Peach pie for breakfast then the airport.

Rapid City to Denver in the same culvert, different crew. The backhoe operator from Sioux Falls asks me where I am from:

“Idaho”

“Lotta elk there , huh?”

“Some”

“I heard they are selling those shed horns to China. How come?”

“As an aphrodisiac.”

“Afrowhat?”

“Aphrodisiac, Spanish fly, Love Potion Number Nine.”

"Well, by God it must work. Sure are lot of Chinese in this world."

        In Stapelton airport, Denver, the regulations put us smokers with the drinkers. I haven't had a nip since last August, and boy,. the beer smells good, but I make it another day.

Denver to Boise, my seatmate is a commodities expert from Boston headed into intermountain west to sell realtime computer uplinks to the hicks. I ask him whether it is true that this Arabic oil everyone is killing each other about is the only kind of oil that makes good plastic. He says he will have to get back to me on that one.

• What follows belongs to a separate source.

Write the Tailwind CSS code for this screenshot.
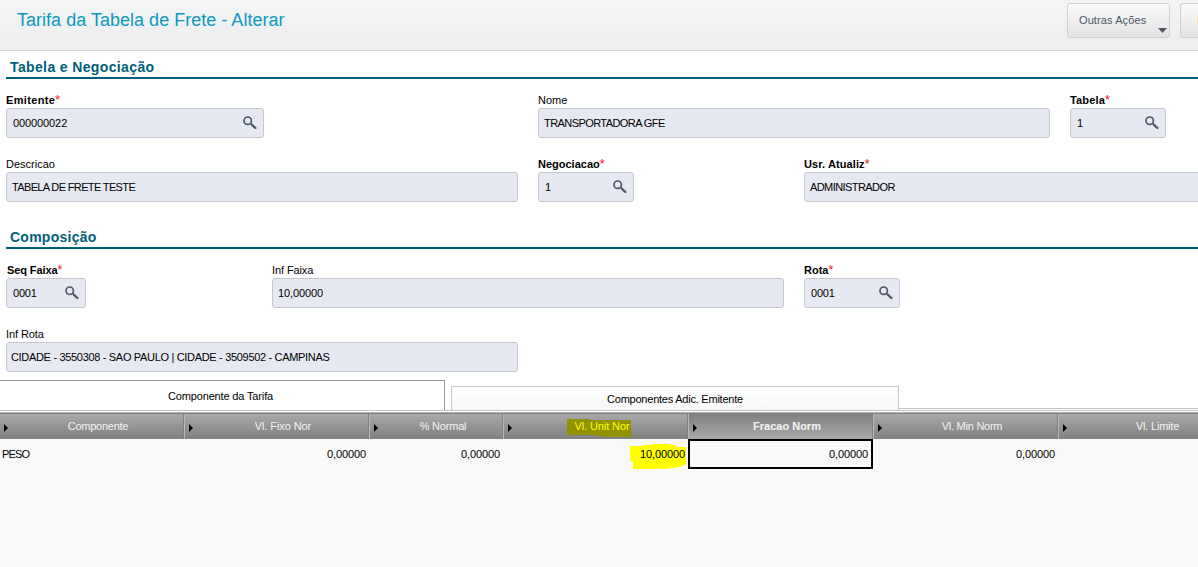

In Boise I walk around a corner and smack dab into a banner that reads WELCO HOME OPERATION DESERT STORM TROOPERS. Rommel drives deep into the near east.  I'm glad I'm not wearing cammo.

A hundred miles on slick, dark, winding roads and I am back in bed with Caty and  Luna, two hundred bucks lighter, but very glad to be living way out here in the boonies, where the hoot owls keep the chicken eggs fertile and the coyotes worry the pounds off my cow dogs.